Hi Sawman,
Just my 2p worth.
With Linux there are two key decisions you have to make:
1. Which desktop you want; and
2. Which 'package manager'.
Desktop:
This is a flame hot topic in the linux community, but ultimately a matter of personal taste. For what its worth, I am most comfortable with Cinnamon, which comes natively with mint, but I use it with CENTOS. The main desktops are Gnome (used to use, but ditched), KDE, XFCE and Cinnamon
As an aside:
While I haven't tried it, Red Hat makes good money supporting a commercial version of Linux. Their free version is Fedora.
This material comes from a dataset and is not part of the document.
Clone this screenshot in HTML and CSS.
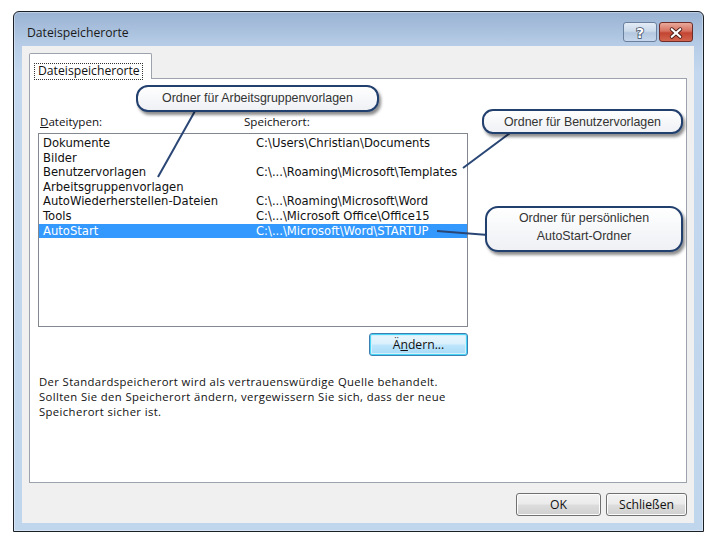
FILE: index.html
```html
<!DOCTYPE html>
<html lang="de">
<head>
<meta charset="utf-8">
<title>Dateispeicherorte</title>
<link rel="stylesheet" href="styles.css">
</head>
<body>
<div class="window">
  <div class="titlebar">
    <span class="title">Dateispeicherorte</span>
    <div class="caption-btns">
      <div class="cbtn help">
        <svg width="34" height="20" viewBox="0 0 34 20"><text x="17" y="15" class="qmark">?</text></svg>
      </div>
      <div class="cbtn close">
        <svg width="34" height="20" viewBox="0 0 34 20">
          <path d="M12.5 6 L21.5 14 M21.5 6 L12.5 14" stroke="#4a1a16" stroke-width="4.2" stroke-linecap="round"/>
          <path d="M12.5 6 L21.5 14 M21.5 6 L12.5 14" stroke="#ffffff" stroke-width="2.4" stroke-linecap="round"/>
        </svg>
      </div>
    </div>
  </div>
  <div class="client">
    <div class="tabs">
      <div class="tab"><span class="tab-label">Dateispeicherorte</span></div>
    </div>
    <div class="panel">
      <div class="headers">
        <span class="h1"><u>D</u>ateitypen:</span>
        <span class="h2">Speicherort:</span>
      </div>
      <div class="list">
        <div class="row"><span class="c1">Dokumente</span><span class="c2">C:\Users\Christian\Documents</span></div>
        <div class="row"><span class="c1">Bilder</span><span class="c2"></span></div>
        <div class="row"><span class="c1">Benutzervorlagen</span><span class="c2">C:\...\Roaming\Microsoft\Templates</span></div>
        <div class="row"><span class="c1">Arbeitsgruppenvorlagen</span><span class="c2"></span></div>
        <div class="row"><span class="c1">AutoWiederherstellen-Dateien</span><span class="c2">C:\...\Roaming\Microsoft\Word</span></div>
        <div class="row"><span class="c1">Tools</span><span class="c2">C:\...\Microsoft Office\Office15</span></div>
        <div class="row selected"><span class="c1">AutoStart</span><span class="c2">C:\...\Microsoft\Word\STARTUP</span></div>
      </div>
      <div class="btn-row">
        <button class="btn btn-focus">Ä<u>n</u>dern...</button>
      </div>
      <div class="note">
        <div class="note-line">Der Standardspeicherort wird als vertrauenswürdige Quelle behandelt.</div>
        <div class="note-line">Sollten Sie den Speicherort ändern, vergewissern Sie sich, dass der neue</div>
        <div class="note-line">Speicherort sicher ist.</div>
      </div>
    </div>
    <div class="footer">
      <button class="btn btn-ok">OK</button>
      <button class="btn btn-close">Schließen</button>
    </div>
  </div>
</div>

<svg class="callouts" width="714" height="540" viewBox="0 0 714 540">
  <defs>
    <filter id="sh" x="-20%" y="-40%" width="140%" height="190%">
      <feDropShadow dx="2" dy="3" stdDeviation="1.8" flood-color="#000" flood-opacity="0.45"/>
    </filter>
    <linearGradient id="cf" x1="0" y1="0" x2="0" y2="1">
      <stop offset="0" stop-color="#ffffff"/>
      <stop offset="1" stop-color="#eef0f4"/>
    </linearGradient>
  </defs>
  <g class="pointer">
    <line x1="195" y1="111" x2="158" y2="177"/>
    <line x1="510" y1="133" x2="463" y2="168"/>
    <line x1="437" y1="231" x2="488" y2="235"/>
  </g>
  <g class="bubble" filter="url(#sh)">
    <rect x="137" y="86" width="241" height="25" rx="11"/>
    <rect x="483" y="110" width="199" height="23" rx="10"/>
    <rect x="486" y="207" width="196" height="44" rx="12"/>
  </g>
  <g class="ctext">
    <text x="257.5" y="102">Ordner für Arbeitsgruppenvorlagen</text>
    <text x="582.5" y="126">Ordner für Benutzervorlagen</text>
    <text x="584" y="222">Ordner für persönlichen</text>
    <text x="584" y="240">AutoStart-Ordner</text>
  </g>
</svg>
</body>
</html>
```

FILE: styles.css
```css
* { box-sizing: border-box; }

html, body {
  margin: 0;
  padding: 0;
  background: #ffffff;
}

body {
  width: 714px;
  height: 540px;
  position: relative;
  overflow: hidden;
  font-family: "Open Sans", "DejaVu Sans", sans-serif;
  color: #111;
}

.window {
  margin: 11px 0 0 13px;
  width: 691px;
  height: 521px;
  border: 1px solid #1b1f26;
  border-radius: 6px 6px 0 0;
  background: linear-gradient(to bottom, #9ab3d3 0px, #b7cde7 34px, #c3d8ee 60px, #c0d6ed 100%);
  padding: 0 9px 8px 8px;
  display: flex;
  flex-direction: column;
  box-shadow: inset 0 0 0 1px rgba(255,255,255,0.35);
}

.titlebar {
  height: 34px;
  display: flex;
  align-items: flex-start;
  justify-content: space-between;
  padding: 0 1px 0 5px;
}

.title {
  font-family: "Open Sans", sans-serif;
  font-size: 12.2px;
  line-height: 14px;
  margin-top: 14px;
  color: #1a1a1a;
}

.caption-btns {
  display: flex;
  gap: 2px;
  margin-top: 10px;
}

.cbtn {
  width: 34px;
  height: 20px;
  border-radius: 3px;
  display: flex;
}

.cbtn svg { display: block; }

.help {
  border: 1px solid #6b809d;
  background: linear-gradient(to bottom, #e3ecf7 0%, #cbd9ea 45%, #b3c7df 55%, #c6d7ec 100%);
}

.close {
  border: 1px solid #6e2d28;
  background: linear-gradient(to bottom, #e9a99b 0%, #d6705f 45%, #c24532 55%, #d3654f 100%);
}

.qmark {
  font-family: "DejaVu Sans", sans-serif;
  font-weight: bold;
  font-size: 15px;
  text-anchor: middle;
  fill: #ffffff;
  stroke: #3a4a62;
  stroke-width: 1.6px;
  paint-order: stroke;
}

.client {
  flex: 1;
  background: #f0f0f0;
  padding: 7px 7px 7px 7px;
  display: flex;
  flex-direction: column;
}

.tabs {
  display: flex;
  height: 25px;
  position: relative;
  z-index: 1;
}

.tab {
  width: 123px;
  height: 26px;
  background: #ffffff;
  border: 1px solid #9da3ad;
  border-bottom: none;
  border-radius: 2px 2px 0 0;
  padding: 4px 0 0 4px;
}

.tab-label {
  display: inline-block;
  border: 1px dotted #333;
  font-size: 12.2px;
  line-height: 14px;
  padding: 0 2px 1px 3px;
  color: #111;
}

.panel {
  height: 405px;
  background: #ffffff;
  border: 1px solid #9da3ad;
  padding: 36px 0 0 8px;
  font-size: 11.6px;
}

.headers {
  display: flex;
  line-height: 14px;
  height: 14px;
  padding-left: 2px;
  margin-bottom: 4px;
}

.h1 { width: 204px; }

.list {
  width: 430px;
  height: 194px;
  border: 1px solid #828790;
  padding-top: 2px;
  font-family: "DejaVu Sans", sans-serif;
  font-size: 11.6px;
}

.row {
  display: flex;
  height: 14.6px;
  line-height: 14.6px;
  padding-left: 4px;
  white-space: nowrap;
  color: #111;
}

.row .c1 { width: 213px; }

.row.selected {
  background: #3399ff;
  color: #ffffff;
}

.btn-row {
  width: 430px;
  display: flex;
  justify-content: flex-end;
  margin-top: 6px;
}

.btn {
  font-family: "Open Sans", sans-serif;
  font-size: 12.2px;
  height: 23px;
  padding: 0;
  border: 1px solid #707070;
  border-radius: 3px;
  background: linear-gradient(to bottom, #f2f2f2 0%, #ebebeb 48%, #dddddd 52%, #cfcfcf 100%);
  color: #111;
  box-shadow: inset 0 0 0 1px #fcfcfc;
}

.btn-focus {
  width: 99px;
  border-color: #3c7fb1;
  box-shadow: inset 0 0 0 1px #48d6f7, inset 0 0 0 2px #d4eefa;
  background: linear-gradient(to bottom, #eaf6fd 0%, #d9f0fc 48%, #bee6fd 52%, #a7d9f5 100%);
}

.note {
  margin: 18px 0 0 1px;
  font-size: 11.3px;
  letter-spacing: 0.38px;
  color: #111;
}

.note-line {
  height: 15.2px;
  line-height: 15.2px;
  white-space: nowrap;
}

.footer {
  display: flex;
  justify-content: flex-end;
  gap: 5px;
  margin-top: 10px;
}

.btn-ok { width: 85px; }
.btn-close { width: 81px; }

.callouts {
  position: absolute;
  left: 0;
  top: 0;
  pointer-events: none;
}

.pointer line {
  stroke: #2a4675;
  stroke-width: 2;
}

.bubble rect {
  fill: url(#cf);
  stroke: #233f6e;
  stroke-width: 2;
}

.ctext text {
  font-family: "Liberation Sans", Arial, sans-serif;
  font-size: 12.4px;
  fill: #333333;
  text-anchor: middle;
}
```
I disagree: Fedora is the community research version of Red Hat and as such is replaced every six months. CENTOS IS the Red hat commercial version just without the branding, as such it is supported over longer replacement cycles.
Package manager:
This is the major difference between flavours of linux. Most software in linux is installed using a package manager, which takes care of all dependencies and conflicts. Debian/ubuntu use apt (command line)/ Synaptic (GUI) whereas Fedora/CENTOS use rpm/yum.
Fedora/centos tend to have a larger ram/disk space requirement than the debian and relatives so that may be the better option in your particular case. I would definately echo the 'try the live usb option'. That will quickly identify if the distribution can identify all your peripherials like network cards etc.